El discípulo no es más que su maestro… Lo que él enseña es lo que ha recibido, no puede olvidarlo ni intentar enseñar otras cosas. Probablemente en la comunidad para la que Lucas escribió su evangelio había tendencias que preferían otras doctrinas basadas en revelaciones personales o en conocimiento esotéricos (gnosis), por considerarlas medios más seguros de salvación. También ahora puede ocurrir que la búsqueda de seguridad lleve a la gente a fiarse de creencias y saberes que se le ofrecen, pero sin discernir críticamente lo que en realidad pueden darles. 

Otra forma de traicionar el evangelio es la de quien conoce sus valores, pero en vez de aplicárselos a sí mismo, los manipula para juzgar y condenar la conducta de los otros. La moral, entonces, en vez de salvar causa daño, porque en vez de dejarme convertir por ella, la uso para atacar al otro, para vengarme, para derramar mis celos y mis envidias, mis rencores y resentimientos. 

¡Hipócrita! A la crítica y chismorrería malsana que usa la verdad y los valores morales para atacar a los demás hasta quitarles su honor, se debe imponer la autocrítica. Ella me hará descubrir mi falta de misericordia, librará mi ojo enfermo de la viga que lo ciega y me hará capaz de valorar al otro, dialogar y ayudarle a sacar la paja que tiene en su ojo. 

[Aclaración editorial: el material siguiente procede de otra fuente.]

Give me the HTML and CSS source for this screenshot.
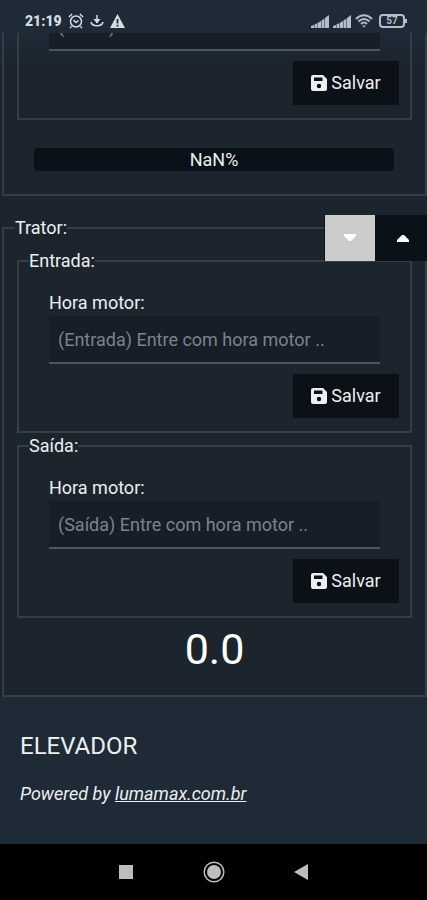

Hipócrita no significa en primer lugar falsía o mentira; significa protagonismo. Hace referencia al personaje del teatro griego que respondía al coro. En el leguaje del evangelio es la pretensión del fariseo que busca su propia gloria, ambiciona los primeros lugares, ser el centro, ponerse en el puesto de Dios y desde ahí juzgar y despreciar a los pecadores. Pero resulta que ante Dios todos somos pecadores y publicanos. Y la única manera de corregir al prójimo, para que no degenere en conflicto o endurezca más al otro en su error, es la que comienza por curar el propio ojo con que se ve, para que mi prójimo sea objeto de misericordia. Sólo si el otro se siente comprendido podrá cambiar.